At the start of December, we published the latest iteration of our Who’s Left work, looking at the pupils who leave mainstream secondaries – and the destinations to which they go.

We found a number of things:

For the majority of schools the effect would be that their published disadvantage gap would look quite different. Some schools would “perform” better: one would have seen its disadvantage gap decrease by 13.9 percentage points, but another would have seen its gap increase by 24.4 percentage points. For the majority of schools the effect on the disadvantage gap would be somewhere between a decrease of 2.5 percentage points and an increase of 5 percentage points.

Only counting pupils who remain on the roll of a school towards the end of Year 11 makes for an unfair comparison between schools, as schools with highly inclusive practices are compared to schools that will have lost more of their pupils along the way.

To be clear, we’re not equating all pupils moves off the school roll and out of the state system with off-rolling, but that undoubtedly plays a part in it.

It’s also worth stating that our concerns about the pupils we see leaving the system aren’t limited to educational attainment: safeguarding is a concern too.

These approaches would give schools more of an interest in ensuring that those who leave go on to places where their needs are best met, whether another mainstream school, a special school or alternative provision (AP) Click To Tweet

 

Solutions

So, what can be done about this? Three solutions have been suggested.

  1. Make schools accountable for the outcomes of permanently excluded pupils

This was a policy that the Theresa May government committed to in its response to the Timpson review of exclusions. There was to be a consultation on how this would be implemented this autumn, before May’s resignation and the general election torpedoed those plans.

But while the government also committed to a number of other actions on exclusion and alternative provision, our concern with this plan was that – in limiting itself strictly to formal exclusions – it could in fact increase incentives to off-roll, which a minority may have been inclined to act upon. That’s because schools would take on accountability for permanently excluded pupils, but not off-rolled pupils.

  1. Make schools retain accountability for pupils who leave, until they’ve joined the roll of another school

Labour’s manifesto commits the party to making schools accountable for the outcomes of pupils who leave their rolls, and when it’s talked about this in more detail previously it’s said the results of pupils would be attributed to a school until that pupil had another permanent school place.

While probably better than the status quo, we’re concerned that pupils could still be encouraged out and on to the roll of another school operating below capacity.

  1. Reweight league tables to take account of all pupils, in proportion to the amount of time they spend on roll

This is the proposal that we’ve made here at FFT Education Datalab in our Who’s Left work, a recommendation which received the backing of the Education Select Committee last year as well as support from The Centre for Education and Youth.
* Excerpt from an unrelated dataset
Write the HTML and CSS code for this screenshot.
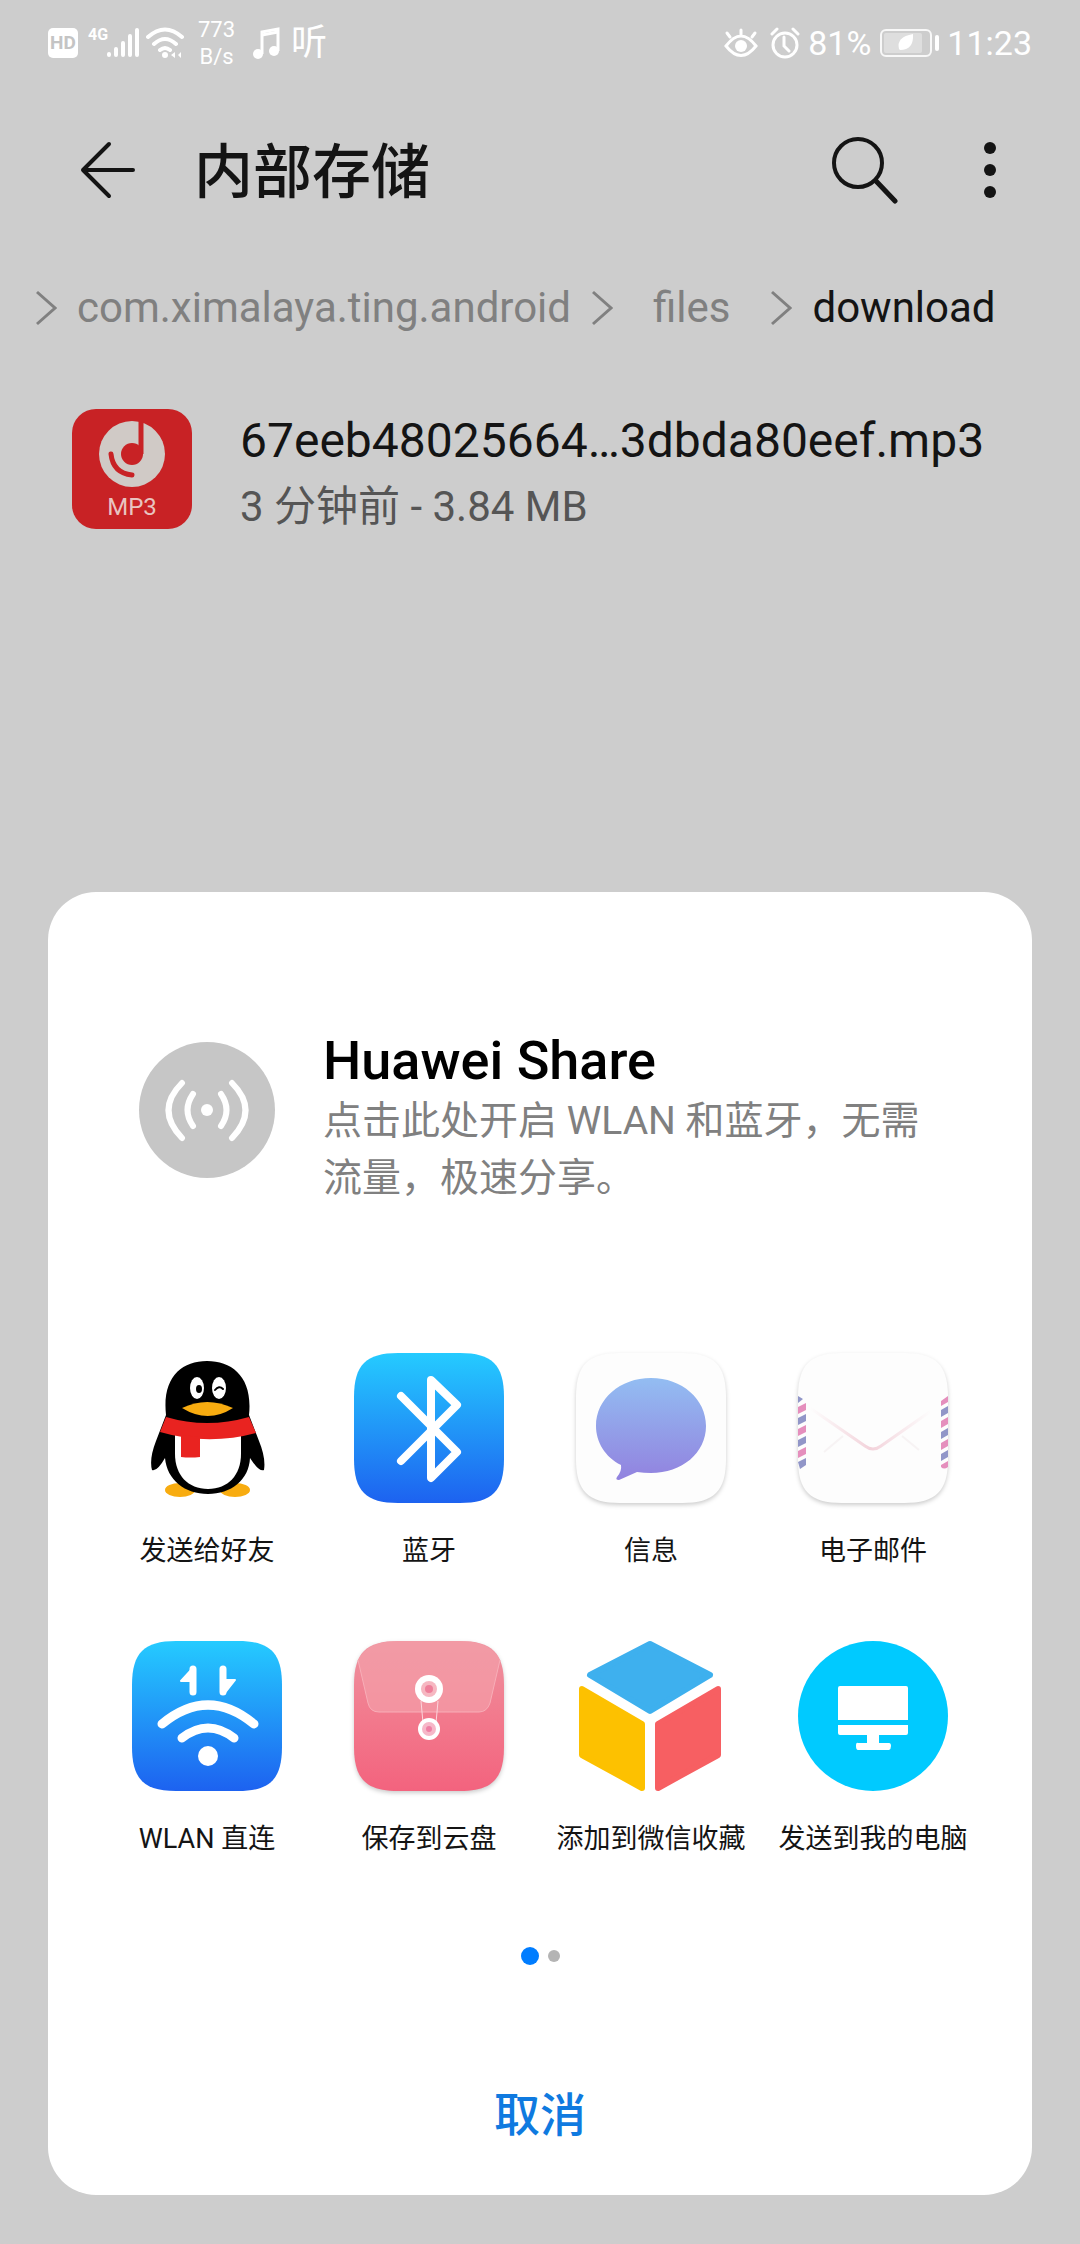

Under this plan, schools’ results would be reweighted – the amount of time that a pupil had spent at a given school would determine how much that pupil’s results would count towards that school.

If a pupil spent four full years at a secondary school – 12 terms out of the maximum 15, or 80% – their results would count towards that school with 80% of the weight of a pupil who had spent their entire time from Year 7 to Year 11 there.

Others favour variants on this idea: the Headteachers’ Roundtable have talked about all pupils who start off at a given school in Year 7 automatically being counted with a weight of 40%, with this increasing with each additional term that they spend on-roll, for example.

All reweighting approaches come with pros and cons.

They undoubtedly make school performance measures more complicated. But in reality, how much of the general population know how the government’s current headline measure, Progress 8, works?

These approaches would give schools more of an interest in ensuring that those who leave go on to places where their needs are best met, whether another mainstream school, a special school or alternative provision (AP). This would probably need to go hand-in-hand with schools being given responsibility for commissioning AP places.

Others have said that, under our approach, the minority of schools who engage in league table gaming could be inclined to lose pupils earlier in their school career. That is a risk, but there would still be less of an incentive to lose pupils than there is under the status quo, and Ofsted’s work on off-rolling should help mitigate this risk.

Only counting pupils who remain on the roll of a school towards the end of Year 11 makes for an unfair comparison between schools Click To Tweet

 

What next?

The FFT Education Datalab and CfEY are calling for the next government to urgently implement a reweighting of pupil results in secondary school league tables. In order to make our reweighting approach, or some variant of it, work, a number of things would be needed.

  1. Better information on pupil mobility. The government would need to gather better information on the pupils who legitimately leave the school the population, for example through emigration. The next government also needs to go ahead with the register of pupils being home educated that Damian Hinds accepted was needed earlier this year, and to require alternative provision that is currently unregistered to be registered with the Department for Education as a condition of schools, local authorities or academy trusts being able to use of it.
  2. Investment in AP. Reweighting league tables would also not be a complete solution on its own. Schools in all parts of the country would need to have access to high quality AP, where currently there exist cold spots. This would involve more investment in AP, as well as efforts to increase the attractiveness of working in AP, such as the work that The Difference is doing.
  3. Greater clarity on assessment in AP

There is also a question about how pupils who leave mainstream education to AP would be assessed, if their results were to count at least partially towards a school that they had left. This would require careful consideration, and consultation with the sector. Judge pupils in AP on the same measures as those in mainstream education and in many cases their outcomes would look very poor; come up with a basket of measures that were considered too easy to perform well on and some mainstream schools may be tempted to over-use AP.

None of these issues is insurmountable, however. And, given the number of pupils leaving our schools, and the poor outcomes which they have, whoever is in power by the end of this week needs to take real action in this area.